Largo y entrañable
resultó el día de ayer. Lo dediqué todo entero a despedirme de don José. A ratos
solo, y a ratos acompañado.
En el tú a tú, por la
mañana, comprobé que el embalsamador le había tratado igual de mal que los de
gescartera allá por los primeros años 2000. En ningún caso se lo merecía, y en
ambos calló y aguantó. Rara manera de salir de escena, tanto entonces como ahora.
Así era él. Delicado
hasta en el apellido. Le recordé cómo le conocí, el 7 de junio del 75, con
cuarenta y ocho años, rostro blanco resplandeciente, pelo dorado brillante
peinado a raya, sonrisa amplia, tomándome el tupé que, a mis veintisiete años,
no sabía para qué me había citado a semejante hora de la tarde, apenas un
ratejo después de su entrada en Valladolid. A los diez minutos salía yo
flotando por el enorme pasillo del seminario, no creyéndome lo que acababa de
escuchar. Pero si eran verdad sus palabras, el domingo de la semana siguiente
me iba a ordenar. ¿Ordenar? ¡Ordenar!
Aquella noche no
dormí. En apenas ocho días tuve que organizarlo todo… lo poco que decidí organizar.
Ni sé cómo conseguí
ayer enjaretar la comida, que, por avatares del destino y de los entresijos de
la administración de justicia, de la administración local y de la seguridad
social, por este orden y no por casualidad, me tocó a mí. Ocurre de vez en cuando. Pero esta vez
lo hice maquinalmente, sin poner nada de atención. Seguía hablando con él
incluso al cortar en pedazos las alcachofas; así me puse las manos.
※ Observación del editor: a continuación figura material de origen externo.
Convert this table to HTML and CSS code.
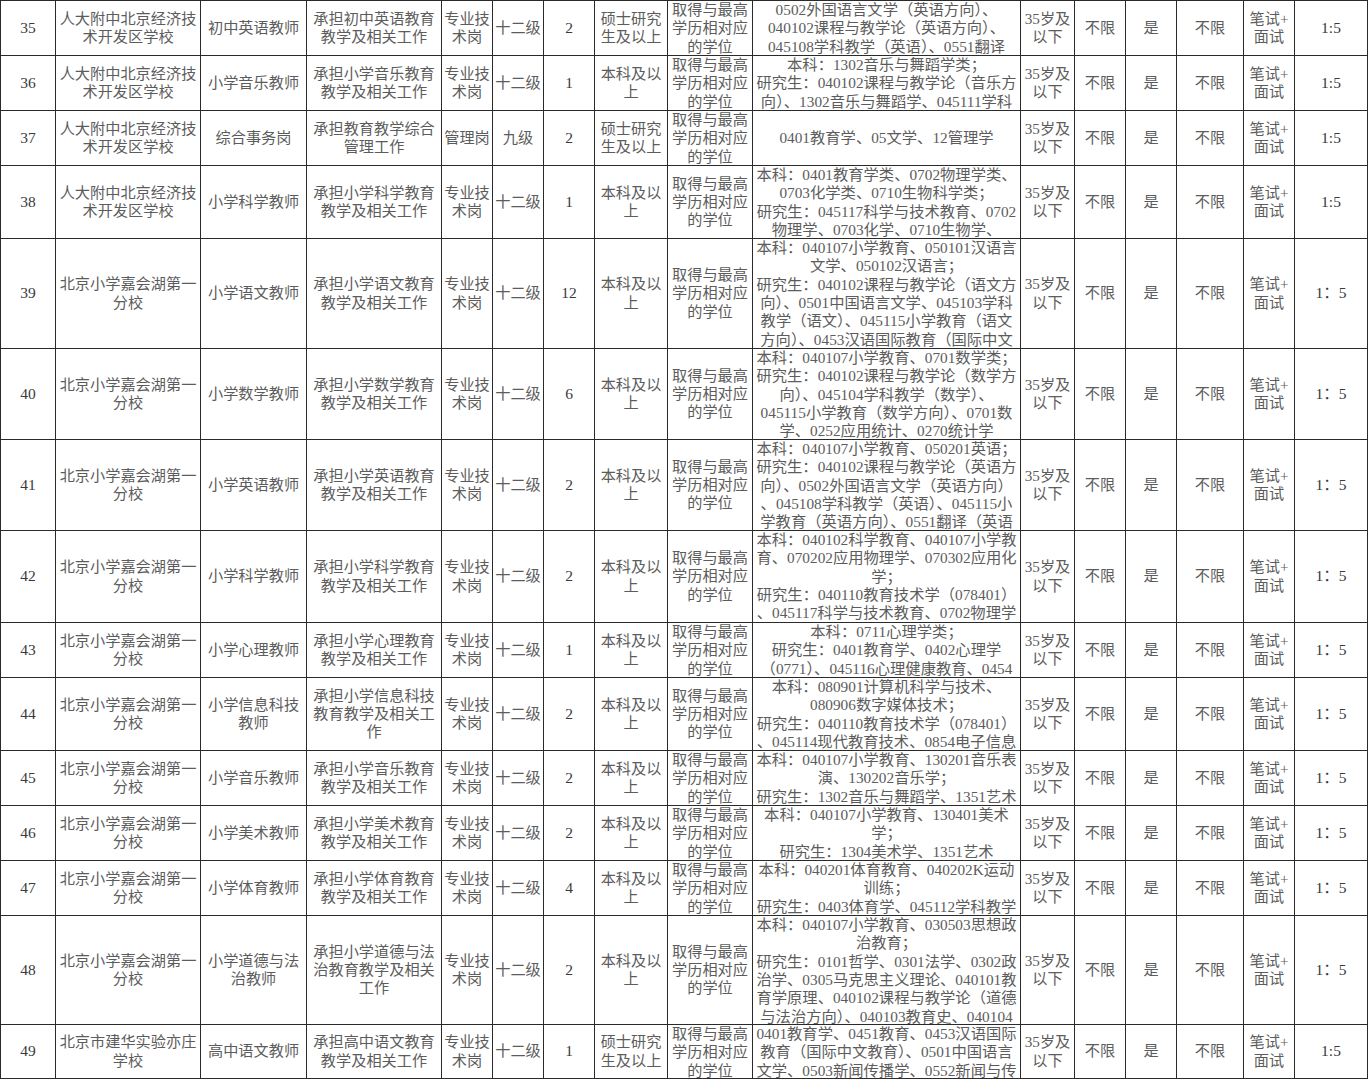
FILE: index.html
```html
<!DOCTYPE html>
<html lang="zh-CN">
<head>
<meta charset="utf-8">
<title>招聘岗位表</title>
<link rel="stylesheet" href="styles.css">
</head>
<body>
<div class="sheet">

  <div class="row h55">
    <div class="c num">35</div>
    <div class="c">人大附中北京经济技<br>术开发区学校</div>
    <div class="c">初中英语教师</div>
    <div class="c">承担初中英语教育<br>教学及相关工作</div>
    <div class="c">专业技<br>术岗</div>
    <div class="c">十二级</div>
    <div class="c num">2</div>
    <div class="c">硕士研究<br>生及以上</div>
    <div class="c">取得与最高<br>学历相对应<br>的学位</div>
    <div class="c major">0502外国语言文学（英语方向）、<br>040102课程与教学论（英语方向）、<br>045108学科教学（英语）、0551翻译</div>
    <div class="c">35岁及<br>以下</div>
    <div class="c">不限</div>
    <div class="c">是</div>
    <div class="c">不限</div>
    <div class="c">笔试+<br>面试</div>
    <div class="c num last">1:5</div>
  </div>

  <div class="row h55">
    <div class="c num">36</div>
    <div class="c">人大附中北京经济技<br>术开发区学校</div>
    <div class="c">小学音乐教师</div>
    <div class="c">承担小学音乐教育<br>教学及相关工作</div>
    <div class="c">专业技<br>术岗</div>
    <div class="c">十二级</div>
    <div class="c num">1</div>
    <div class="c">本科及以<br>上</div>
    <div class="c">取得与最高<br>学历相对应<br>的学位</div>
    <div class="c major">本科：1302音乐与舞蹈学类；<br>研究生：040102课程与教学论（音乐方<br>向）、1302音乐与舞蹈学、045111学科</div>
    <div class="c">35岁及<br>以下</div>
    <div class="c">不限</div>
    <div class="c">是</div>
    <div class="c">不限</div>
    <div class="c">笔试+<br>面试</div>
    <div class="c num last">1:5</div>
  </div>

  <div class="row h55">
    <div class="c num">37</div>
    <div class="c">人大附中北京经济技<br>术开发区学校</div>
    <div class="c">综合事务岗</div>
    <div class="c">承担教育教学综合<br>管理工作</div>
    <div class="c">管理岗</div>
    <div class="c">九级</div>
    <div class="c num">2</div>
    <div class="c">硕士研究<br>生及以上</div>
    <div class="c">取得与最高<br>学历相对应<br>的学位</div>
    <div class="c major">0401教育学、05文学、12管理学</div>
    <div class="c">35岁及<br>以下</div>
    <div class="c">不限</div>
    <div class="c">是</div>
    <div class="c">不限</div>
    <div class="c">笔试+<br>面试</div>
    <div class="c num last">1:5</div>
  </div>

  <div class="row h73">
    <div class="c num">38</div>
    <div class="c">人大附中北京经济技<br>术开发区学校</div>
    <div class="c">小学科学教师</div>
    <div class="c">承担小学科学教育<br>教学及相关工作</div>
    <div class="c">专业技<br>术岗</div>
    <div class="c">十二级</div>
    <div class="c num">1</div>
    <div class="c">本科及以<br>上</div>
    <div class="c">取得与最高<br>学历相对应<br>的学位</div>
    <div class="c major">本科：0401教育学类、0702物理学类、<br>0703化学类、0710生物科学类；<br>研究生：045117科学与技术教育、0702<br>物理学、0703化学、0710生物学、</div>
    <div class="c">35岁及<br>以下</div>
    <div class="c">不限</div>
    <div class="c">是</div>
    <div class="c">不限</div>
    <div class="c">笔试+<br>面试</div>
    <div class="c num last">1:5</div>
  </div>

  <div class="row h110">
    <div class="c num">39</div>
    <div class="c">北京小学嘉会湖第一<br>分校</div>
    <div class="c">小学语文教师</div>
    <div class="c">承担小学语文教育<br>教学及相关工作</div>
    <div class="c">专业技<br>术岗</div>
    <div class="c">十二级</div>
    <div class="c num">12</div>
    <div class="c">本科及以<br>上</div>
    <div class="c">取得与最高<br>学历相对应<br>的学位</div>
    <div class="c major">本科：040107小学教育、050101汉语言<br>文学、050102汉语言；<br>研究生：040102课程与教学论（语文方<br>向）、0501中国语言文学、045103学科<br>教学（语文）、045115小学教育（语文<br>方向）、0453汉语国际教育（国际中文</div>
    <div class="c">35岁及<br>以下</div>
    <div class="c">不限</div>
    <div class="c">是</div>
    <div class="c">不限</div>
    <div class="c">笔试+<br>面试</div>
    <div class="c num last">1：5</div>
  </div>

  <div class="row h91">
    <div class="c num">40</div>
    <div class="c">北京小学嘉会湖第一<br>分校</div>
    <div class="c">小学数学教师</div>
    <div class="c">承担小学数学教育<br>教学及相关工作</div>
    <div class="c">专业技<br>术岗</div>
    <div class="c">十二级</div>
    <div class="c num">6</div>
    <div class="c">本科及以<br>上</div>
    <div class="c">取得与最高<br>学历相对应<br>的学位</div>
    <div class="c major">本科：040107小学教育、0701数学类；<br>研究生：040102课程与教学论（数学方<br>向）、045104学科教学（数学）、<br>045115小学教育（数学方向）、0701数<br>学、0252应用统计、0270统计学</div>
    <div class="c">35岁及<br>以下</div>
    <div class="c">不限</div>
    <div class="c">是</div>
    <div class="c">不限</div>
    <div class="c">笔试+<br>面试</div>
    <div class="c num last">1：5</div>
  </div>

  <div class="row h91">
    <div class="c num">41</div>
    <div class="c">北京小学嘉会湖第一<br>分校</div>
    <div class="c">小学英语教师</div>
    <div class="c">承担小学英语教育<br>教学及相关工作</div>
    <div class="c">专业技<br>术岗</div>
    <div class="c">十二级</div>
    <div class="c num">2</div>
    <div class="c">本科及以<br>上</div>
    <div class="c">取得与最高<br>学历相对应<br>的学位</div>
    <div class="c major">本科：040107小学教育、050201英语；<br>研究生：040102课程与教学论（英语方<br>向）、0502外国语言文学（英语方向）<br>、045108学科教学（英语）、045115小<br>学教育（英语方向）、0551翻译（英语</div>
    <div class="c">35岁及<br>以下</div>
    <div class="c">不限</div>
    <div class="c">是</div>
    <div class="c">不限</div>
    <div class="c">笔试+<br>面试</div>
    <div class="c num last">1：5</div>
  </div>

  <div class="row h92">
    <div class="c num">42</div>
    <div class="c">北京小学嘉会湖第一<br>分校</div>
    <div class="c">小学科学教师</div>
    <div class="c">承担小学科学教育<br>教学及相关工作</div>
    <div class="c">专业技<br>术岗</div>
    <div class="c">十二级</div>
    <div class="c num">2</div>
    <div class="c">本科及以<br>上</div>
    <div class="c">取得与最高<br>学历相对应<br>的学位</div>
    <div class="c major">本科：040102科学教育、040107小学教<br>育、070202应用物理学、070302应用化<br>学；<br>研究生：040110教育技术学（078401）<br>、045117科学与技术教育、0702物理学</div>
    <div class="c">35岁及<br>以下</div>
    <div class="c">不限</div>
    <div class="c">是</div>
    <div class="c">不限</div>
    <div class="c">笔试+<br>面试</div>
    <div class="c num last">1：5</div>
  </div>

  <div class="row h55">
    <div class="c num">43</div>
    <div class="c">北京小学嘉会湖第一<br>分校</div>
    <div class="c">小学心理教师</div>
    <div class="c">承担小学心理教育<br>教学及相关工作</div>
    <div class="c">专业技<br>术岗</div>
    <div class="c">十二级</div>
    <div class="c num">1</div>
    <div class="c">本科及以<br>上</div>
    <div class="c">取得与最高<br>学历相对应<br>的学位</div>
    <div class="c major">本科：0711心理学类；<br>研究生：0401教育学、0402心理学<br>（0771）、045116心理健康教育、0454</div>
    <div class="c">35岁及<br>以下</div>
    <div class="c">不限</div>
    <div class="c">是</div>
    <div class="c">不限</div>
    <div class="c">笔试+<br>面试</div>
    <div class="c num last">1：5</div>
  </div>

  <div class="row h73">
    <div class="c num">44</div>
    <div class="c">北京小学嘉会湖第一<br>分校</div>
    <div class="c">小学信息科技<br>教师</div>
    <div class="c">承担小学信息科技<br>教育教学及相关工<br>作</div>
    <div class="c">专业技<br>术岗</div>
    <div class="c">十二级</div>
    <div class="c num">2</div>
    <div class="c">本科及以<br>上</div>
    <div class="c">取得与最高<br>学历相对应<br>的学位</div>
    <div class="c major">本科：080901计算机科学与技术、<br>080906数字媒体技术；<br>研究生：040110教育技术学（078401）<br>、045114现代教育技术、0854电子信息</div>
    <div class="c">35岁及<br>以下</div>
    <div class="c">不限</div>
    <div class="c">是</div>
    <div class="c">不限</div>
    <div class="c">笔试+<br>面试</div>
    <div class="c num last">1：5</div>
  </div>

  <div class="row h55">
    <div class="c num">45</div>
    <div class="c">北京小学嘉会湖第一<br>分校</div>
    <div class="c">小学音乐教师</div>
    <div class="c">承担小学音乐教育<br>教学及相关工作</div>
    <div class="c">专业技<br>术岗</div>
    <div class="c">十二级</div>
    <div class="c num">2</div>
    <div class="c">本科及以<br>上</div>
    <div class="c">取得与最高<br>学历相对应<br>的学位</div>
    <div class="c major">本科：040107小学教育、130201音乐表<br>演、130202音乐学；<br>研究生：1302音乐与舞蹈学、1351艺术</div>
    <div class="c">35岁及<br>以下</div>
    <div class="c">不限</div>
    <div class="c">是</div>
    <div class="c">不限</div>
    <div class="c">笔试+<br>面试</div>
    <div class="c num last">1：5</div>
  </div>

  <div class="row h55">
    <div class="c num">46</div>
    <div class="c">北京小学嘉会湖第一<br>分校</div>
    <div class="c">小学美术教师</div>
    <div class="c">承担小学美术教育<br>教学及相关工作</div>
    <div class="c">专业技<br>术岗</div>
    <div class="c">十二级</div>
    <div class="c num">2</div>
    <div class="c">本科及以<br>上</div>
    <div class="c">取得与最高<br>学历相对应<br>的学位</div>
    <div class="c major">本科：040107小学教育、130401美术<br>学；<br>研究生：1304美术学、1351艺术</div>
    <div class="c">35岁及<br>以下</div>
    <div class="c">不限</div>
    <div class="c">是</div>
    <div class="c">不限</div>
    <div class="c">笔试+<br>面试</div>
    <div class="c num last">1：5</div>
  </div>

  <div class="row h55">
    <div class="c num">47</div>
    <div class="c">北京小学嘉会湖第一<br>分校</div>
    <div class="c">小学体育教师</div>
    <div class="c">承担小学体育教育<br>教学及相关工作</div>
    <div class="c">专业技<br>术岗</div>
    <div class="c">十二级</div>
    <div class="c num">4</div>
    <div class="c">本科及以<br>上</div>
    <div class="c">取得与最高<br>学历相对应<br>的学位</div>
    <div class="c major">本科：040201体育教育、040202K运动<br>训练；<br>研究生：0403体育学、045112学科教学</div>
    <div class="c">35岁及<br>以下</div>
    <div class="c">不限</div>
    <div class="c">是</div>
    <div class="c">不限</div>
    <div class="c">笔试+<br>面试</div>
    <div class="c num last">1：5</div>
  </div>

  <div class="row h109">
    <div class="c num">48</div>
    <div class="c">北京小学嘉会湖第一<br>分校</div>
    <div class="c">小学道德与法<br>治教师</div>
    <div class="c">承担小学道德与法<br>治教育教学及相关<br>工作</div>
    <div class="c">专业技<br>术岗</div>
    <div class="c">十二级</div>
    <div class="c num">2</div>
    <div class="c">本科及以<br>上</div>
    <div class="c">取得与最高<br>学历相对应<br>的学位</div>
    <div class="c major">本科：040107小学教育、030503思想政<br>治教育；<br>研究生：0101哲学、0301法学、0302政<br>治学、0305马克思主义理论、040101教<br>育学原理、040102课程与教学论（道德<br>与法治方向）、040103教育史、040104</div>
    <div class="c">35岁及<br>以下</div>
    <div class="c">不限</div>
    <div class="c">是</div>
    <div class="c">不限</div>
    <div class="c">笔试+<br>面试</div>
    <div class="c num last">1：5</div>
  </div>

  <div class="row h55 end">
    <div class="c num">49</div>
    <div class="c">北京市建华实验亦庄<br>学校</div>
    <div class="c">高中语文教师</div>
    <div class="c">承担高中语文教育<br>教学及相关工作</div>
    <div class="c">专业技<br>术岗</div>
    <div class="c">十二级</div>
    <div class="c num">1</div>
    <div class="c">硕士研究<br>生及以上</div>
    <div class="c">取得与最高<br>学历相对应<br>的学位</div>
    <div class="c major">0401教育学、0451教育、0453汉语国际<br>教育（国际中文教育）、0501中国语言<br>文学、0503新闻传播学、0552新闻与传</div>
    <div class="c">35岁及<br>以下</div>
    <div class="c">不限</div>
    <div class="c">是</div>
    <div class="c">不限</div>
    <div class="c">笔试+<br>面试</div>
    <div class="c num last">1:5</div>
  </div>

</div>
</body>
</html>
```

FILE: styles.css
```css
html, body {
  margin: 0;
  padding: 0;
  background: #ffffff;
}

.sheet {
  width: 1368px;
  height: 1080px;
  overflow: hidden;
  font-family: "Liberation Serif", "Noto Sans CJK SC", serif;
  font-size: 15.2px;
  line-height: 18.33px;
  color: #5c5c5c;
}

.row {
  display: grid;
  grid-template-columns: 55px 145px 106px 135px 51px 51px 51px 73px 85px 268px 54px 51px 51px 67px 51px 74px;
  box-sizing: border-box;
  border-top: 1px solid #2a2a2a;
}

.row.end {
  border-bottom: 1px solid #2a2a2a;
}

.h55 { height: 55px; }
.h73 { height: 73px; }
.h91 { height: 91px; }
.h92 { height: 92px; }
.h109 { height: 109px; }
.h110 { height: 110px; }

.c {
  box-sizing: border-box;
  border-left: 1px solid #2a2a2a;
  display: flex;
  align-items: safe center;
  justify-content: center;
  text-align: center;
  overflow: hidden;
  min-width: 0;
}

.c.last {
  border-right: 1px solid #2a2a2a;
}

.num {
  color: #3a3a3a;
  font-size: 15.5px;
}

.major {
  white-space: nowrap;
  font-size: 15.3px;
}
```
Así me pescó más de una vez cuando le daba por acercarse a visitarme sin avisar: con las manos en la masa y el buzo por armadura.
Tras la siesta, esta
vez sin ensoñaciones, me dirigí con tiempo a la catedral. Pedaleo suave por
calles solitarias. Silencio en la ciudad. A las cuatro y media, logro entrar
entre el gentío. No cabe un alfiler más. Logro situarme, como siempre o casi,
en un extremo.
Asisto/participo/concelebro,
pero tengo el cuerpo mismamente como aquel lejano siete de junio del setenta y
cinco. Han transcurrido más de treinta y ocho años, por eso no consigo
mantener secos los ojos. Hay cosas que con la edad no se pueden evitar.
Hoy, si fuera
posible, le felicitaría. Es San José, el día de su santo.
2 comentarios:
Creo que, con tus palabras y tu cariño ya lo has felicitado.
Un fuerte abrazo.
En realidad he sido yo el felicitado por él. Lo cual no quiere decir que me riera las gracias, que nunca lo hizo. Es más, recuerdo muy serias reprimendas, tanto en privado como en público. En una visita pastoral, los parroquianos y las parroquianas salieron en mi defensa, porque en un momento dado me puso "a caldo" delante de todos.
Creo que siempre me consideró, y que confió en mí desde el principio. El balance nos sale positivo a los dos.